Workspaces for Devops automation are created through the workspace page by clicking new workspace:

../_images/new_workspace.png

Then link it to your VCS provider:

../_images/new_workspace2.png

Runs

Runs occur when you queue a new plan or execute changes on existing workspaces. Each time a run is executed it will create history about the run, which can be found by clicking on the name of the workspace, then the “runs” tab.

../_images/runs_main.png

To find out more information about each run, click on the “run id”. Each tab within the run can be clicked on to see more detail about the Terraform plan, cost estimate, policy, and apply:

Plan - Displays the Terraform plan that will be executed:

../_images/runs_detail.png

Cost Estimate - Displays the cost that will be incurred or the proposed cost difference if it is a change to existing state:

../_images/runs_cost.png

Policy Check - Displays the results of the OPA policy checks:

../_images/runs_policy.png

Apply - Displays the results and output of the apply:

../_images/runs_apply.png

Clicking on the “commit” ID will redirect you to the VCS provider to show the last change the occurred in the Terraform template.

Variables

If you are creating a workspace and integrating it with your existing CI/CD pipeline, you may prefer to store the variables directly in Scalr rather than the Terraform template to make the template more dynamic.

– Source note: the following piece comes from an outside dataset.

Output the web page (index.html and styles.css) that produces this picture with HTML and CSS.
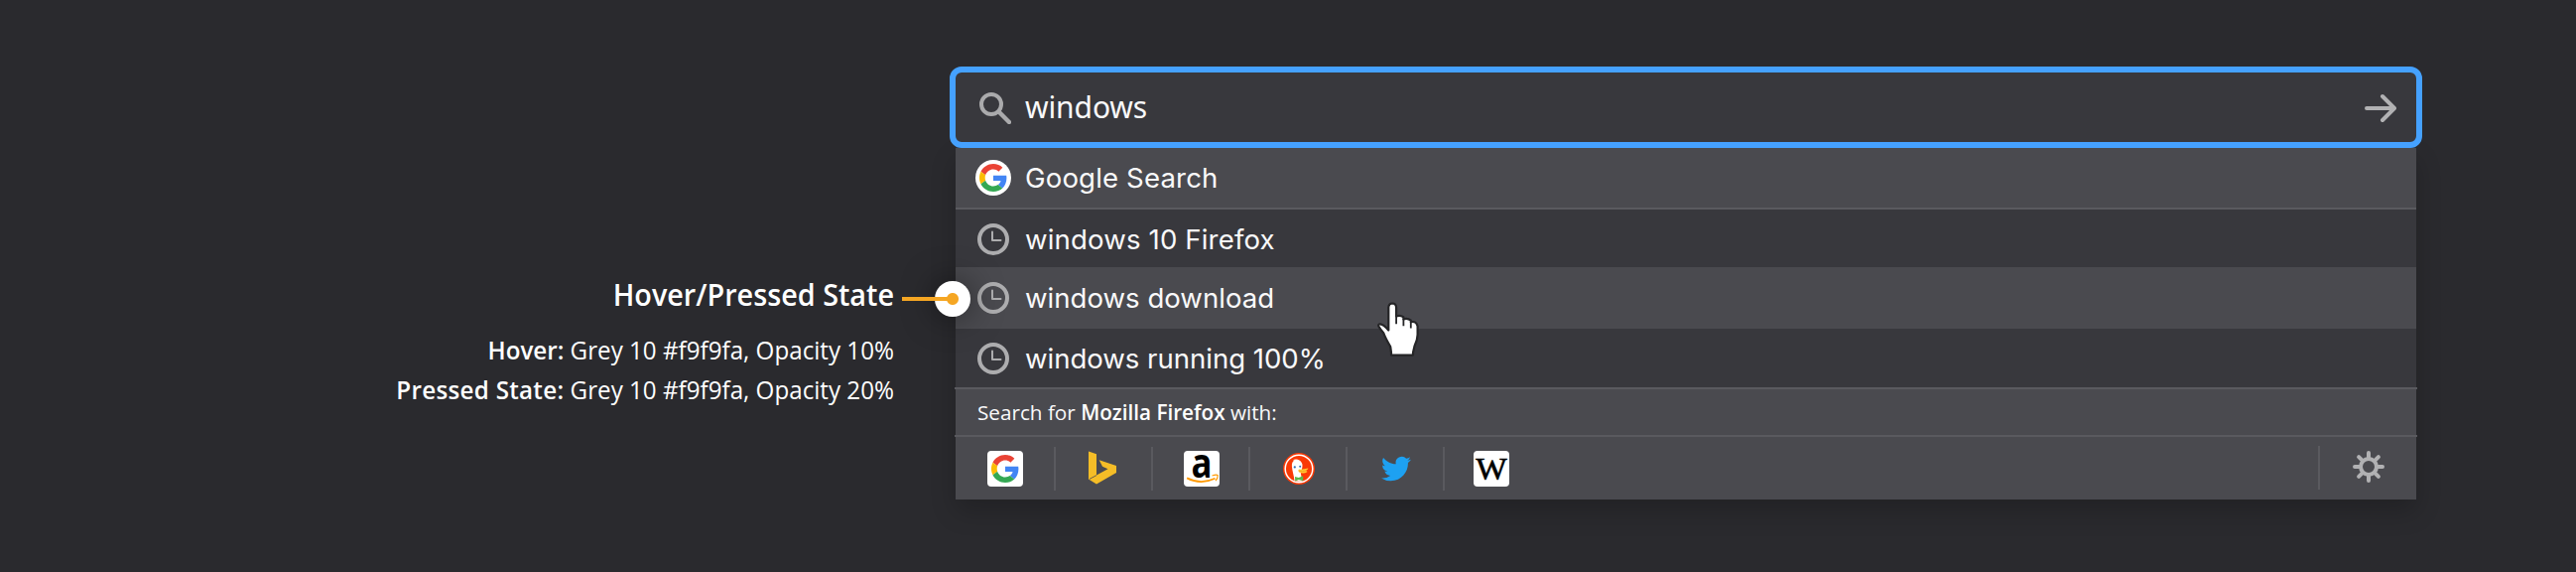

To do this, reference the variables in your template:

variable "region" {}
variable "bucket_name" {}

Then add them to your workspace in the UI:

../_images/workspace_variables.png

Find out more about variables here.

Automated Deployment

Scalr workspaces can be bound to a VCS based repo branch [+ directory] so that the template that is being executed by Scalr is always from the latest commit. This binding is defined when a workspace is created and cannot be changed.

Under workspaces click new workspaces

../_images/new_ws_vcs.png

The effect of this binding is that every commit or merge to the linked repo and branch will trigger a full run. This run may deploy or re-deploy resources depending on the changes in the commit and the current state of the resources.

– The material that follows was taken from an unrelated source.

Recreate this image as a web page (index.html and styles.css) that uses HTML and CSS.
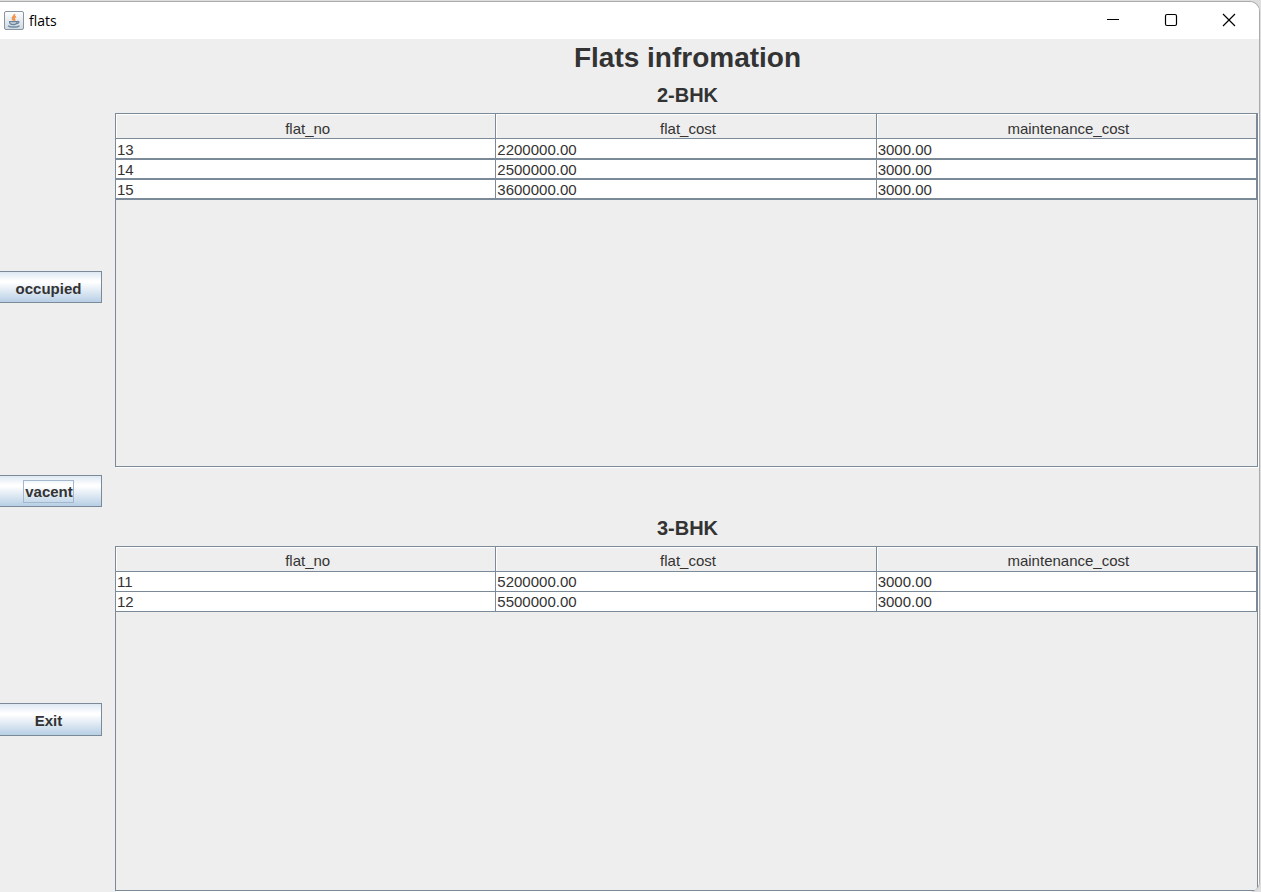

This automated run is achieved as follows.

When the workspace is created Scalr will create a webhook in the VCS to be fired back to Scalr whenever there is a commit in that repo. There is only one webhook per repo and Scalr will process each webhook request and determine if the commit applies to a branch that is linked to a workspace. If so the full run, i.e. terraform apply is triggered. If the plan, cost estimation and policy checks are successful the run will need to be approved in the UI, unless the “auto apply” toggle is set.

VCS Dry Runs

Linking a VCS branch to a workspace can also cause automated testing of a pull request to take place. These automated tests are known as “dry runs” and in the context of Scalr they include the plan, cost estimation and policy phases of a run. They never include the apply phase. The purpose of these tests is to provide some validation that the pull request can be merged into the target branch. These tests are triggered by the webhook and occur under the following circumstances.

  • When a pull request is made to a branch that is linked to a workspace
  • When a commit is done in a branch that is the source of an open pull request to a branch that is linked to a workspace.

Example:

  • I have a branch called “Dev” linked to a workspace
  • I create a new branch “New_feature” and commit a change
  • I make a pull request request from New_feature to Dev. A speculative run will be triggered.
  • I make another commit to “New_feauture” while the pull request is still open. Another speculative run will be triggered.

The dry runs can be observed in the VCS

../_images/vcs_dry_1.png

../_images/vcs_dry_2.png

The “details” link is a link to the run details inside Scalr. The run will be associated with the workspace that is linked to the target of the pull request but is only accessible from the VCS link. Dry runs do not appear on the run list for a workspace.